Table 1.
Basic sequencing matrices for Illumina and Oxford Nanopore (ONT) outputs of 37.
Fig 1.
PHRED base call quality score distribution of samples sequenced by Illumina and ONT.
Distribution plot of PHRED (probability of error per base call in a log scale) quality score (x axis) and error probability (secondary x axis) derived from the PHRED score for the data set sequenced from Illumina (n = 37) and ONT (n = 37). The scores of ONT are shown in blue and Illumina in red. The mean PHRED scores/error probability are shown with the dashed line for each technology. The mean PHRED scores averaged at 32.35 in Illumina reads and 10.78 in ONT.
Fig 2.
Comparison of amino acid changes detected in SARS-CoV-2 genomes by both sequencing technologies.
Annotated amino acid substitutions and deletions detected in each sample (n = 37). Mutations colored in green indicates they are synonymously detected by both sequencing technologies, whereas yellow and red indicate mutations detected exclusively by only one technology. The X axis indicates each amino acid, which is denoted by the original amino acid, its position in the protein and the substitution/deletion. Amino acid deletions are denoted by “del”.
Fig 3.
Percentage of ambiguous bases (% of N) compared to the no of mutations (SNP) detected in each sample.
The trend between percentage of ambiguous bases is shown in the x axis and number of mutations projected onto the consensus sequences is shown in the y axis. The numbers displayed on each shape denotes the sample identification number (n = 37) sequenced by Illumina (red) or ONT (blue). Both technologies had detected a maximum SNPs with 1% - 5% ambiguous bases. The consensus sequences generated by Illumina had a varying percentage of ambiguous bases between 1% - 30%, whereas ONT sequencing generated either < 5% or more than 40% ambiguous bases due to its longer read lengths. Altogether ONT had detected more SNPs than Illumina between of 1% - 5% ambiguous bases.
Fig 4.
Combined maximum likelihood phylogenetic tree created using sequence pairs of 37 the samples.

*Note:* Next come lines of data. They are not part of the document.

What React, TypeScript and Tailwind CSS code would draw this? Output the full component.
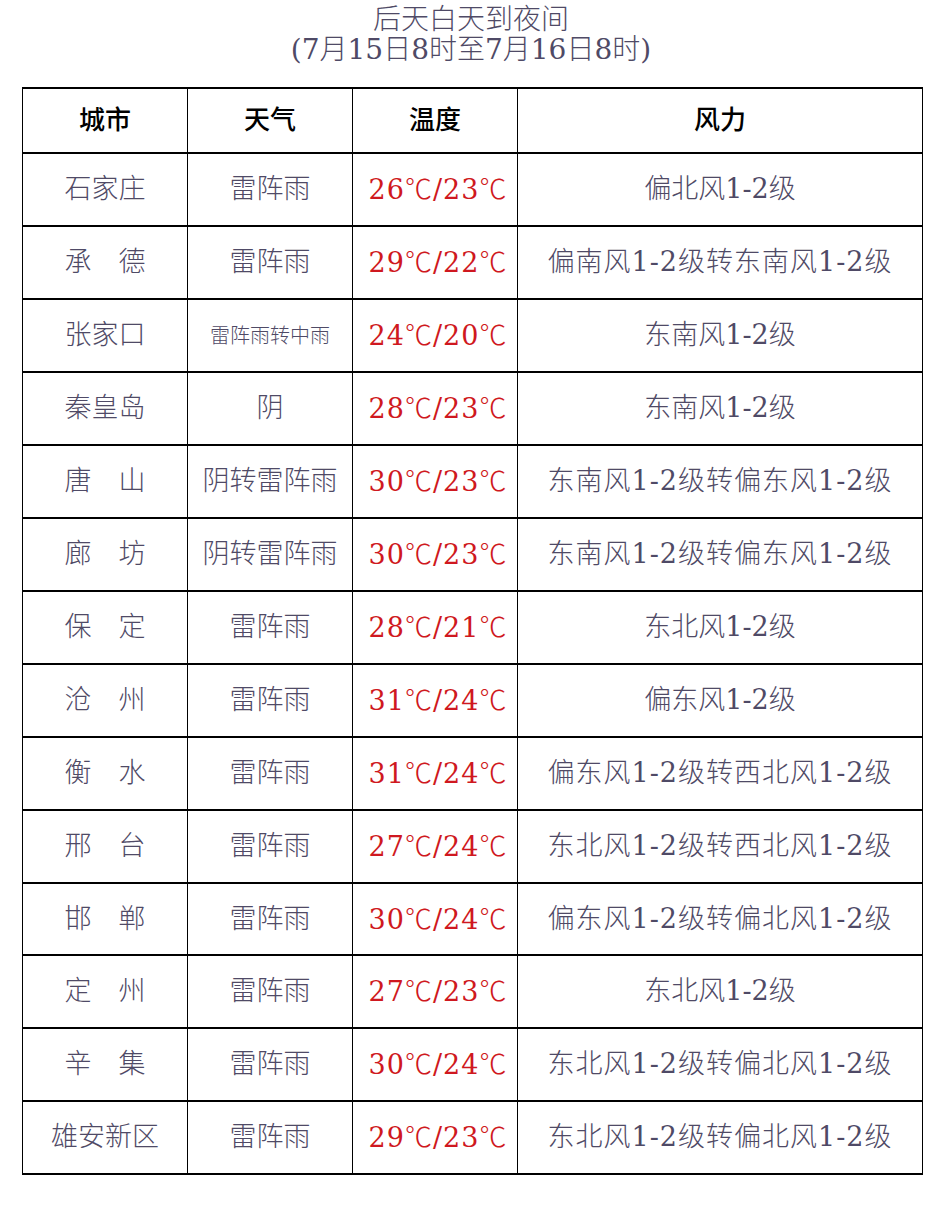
const rows: [string, string, string, string][] = [
  ["石家庄", "雷阵雨", "26/23", "偏北风1-2级"],
  ["承　德", "雷阵雨", "29/22", "偏南风1-2级转东南风1-2级"],
  ["张家口", "雷阵雨转中雨", "24/20", "东南风1-2级"],
  ["秦皇岛", "阴", "28/23", "东南风1-2级"],
  ["唐　山", "阴转雷阵雨", "30/23", "东南风1-2级转偏东风1-2级"],
  ["廊　坊", "阴转雷阵雨", "30/23", "东南风1-2级转偏东风1-2级"],
  ["保　定", "雷阵雨", "28/21", "东北风1-2级"],
  ["沧　州", "雷阵雨", "31/24", "偏东风1-2级"],
  ["衡　水", "雷阵雨", "31/24", "偏东风1-2级转西北风1-2级"],
  ["邢　台", "雷阵雨", "27/24", "东北风1-2级转西北风1-2级"],
  ["邯　郸", "雷阵雨", "30/24", "偏东风1-2级转偏北风1-2级"],
  ["定　州", "雷阵雨", "27/23", "东北风1-2级"],
  ["辛　集", "雷阵雨", "30/24", "东北风1-2级转偏北风1-2级"],
  ["雄安新区", "雷阵雨", "29/23", "东北风1-2级转偏北风1-2级"],
];

const cell = "border-x border-y-2 border-black";

function Temp({ value }: { value: string }) {
  const [hi, lo] = value.split("/");
  return (
    <span className="pl-[6px] text-[#cf1820] tracking-[1px]">
      {hi}
      <span className="font-['Noto_Sans_CJK_SC'] font-light">℃</span>/{lo}
      <span className="font-['Noto_Sans_CJK_SC'] font-light">℃</span>
    </span>
  );
}

export default function App() {
  return (
    <div className="w-[942px] h-[1218px] bg-white font-['DejaVu_Serif','Noto_Sans_CJK_SC',serif] text-[#4f4a66]">
      {/* 标题 */}
      <div className="pt-[5px] text-center text-[28px] leading-[30px] font-light">
        <div>后天白天到夜间</div>
        <div>(7月15日8时至7月16日8时)</div>
      </div>

      <table className="mt-[22px] ml-[22px] w-[901px] border-collapse table-fixed text-center">
        <colgroup>
          <col className="w-[165px]" />
          <col className="w-[165px]" />
          <col className="w-[165px]" />
          <col />
        </colgroup>
        <thead>
          <tr className="h-[65px] text-black text-[26px]">
            <th className={cell + " font-medium"}>城市</th>
            <th className={cell + " font-medium"}>天气</th>
            <th className={cell + " font-medium"}>温度</th>
            <th className={cell + " font-medium"}>风力</th>
          </tr>
        </thead>
        <tbody>
          {rows.map(([city, weather, temp, wind], i) => (
            <tr
              key={city}
              className={i === 10 ? "h-[72px] text-[27px] font-light" : "h-[73px] text-[27px] font-light"}
            >
              <td className={cell}>{city}</td>
              <td className={weather.length > 5 ? cell + " text-[20px]" : cell}>{weather}</td>
              <td className={cell}>
                <Temp value={temp} />
              </td>
              <td className={wind.length > 10 ? cell + " tracking-[1px]" : cell}>{wind}</td>
            </tr>
          ))}
        </tbody>
      </table>
    </div>
  );
}
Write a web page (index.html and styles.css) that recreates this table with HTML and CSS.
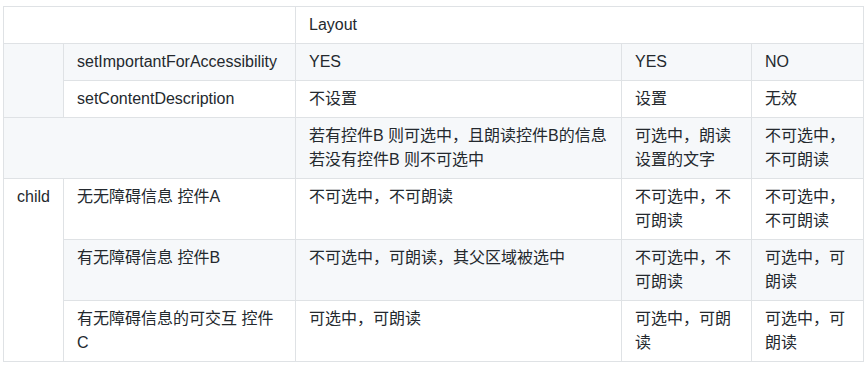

The ML tree was generated using the consensus sequences of each sequencing technology with 1000 bootstrap replicates using TIM2+F+R2 model. Tree is rooted on SARS-CoV-2 reference MN908947.3 and with samples sequences by Illumina coloured red and those sequenced by ONT coloured blue. Bootstrap support values are shown on each branch. 21/37 samples coupled together with < 98% bootstrap support had > 90% genome coverage from both Illumina and ONT datasets while 7/37 samples coupled together with less than 98% bootstrap support. 9/37 of the samples which failed to couple with their counterpart from ONT or Illumina had moderate to high (3% - 31%) ambiguous bases in either sequences.
Fig 5.
Correlation of sub-consensus allele frequencies observed for SNV and Indels between two sequencing technologies.
a) Correlation between sub-consensus single nucleotide substitution frequencies observed for Illumina and ONT. Nucleotide substitutions detected exclusively by one technology are indicated in green and blue whereas the substitutions detected by both technologies are colored red. Even though more nucleotide substitutions exclusive to ONT were observed, there is a clear positive correlation (R2 = 0.79) between two sequencing technologies. b) Correlation between sub-consensus indel frequencies observed for Illumina and ONT. More indels exclusive to ONT can be seen with a weak correlation (R2 = 0.13) between the indel frequencies between two technologies suggesting ONT tend to result in more false-positive indels.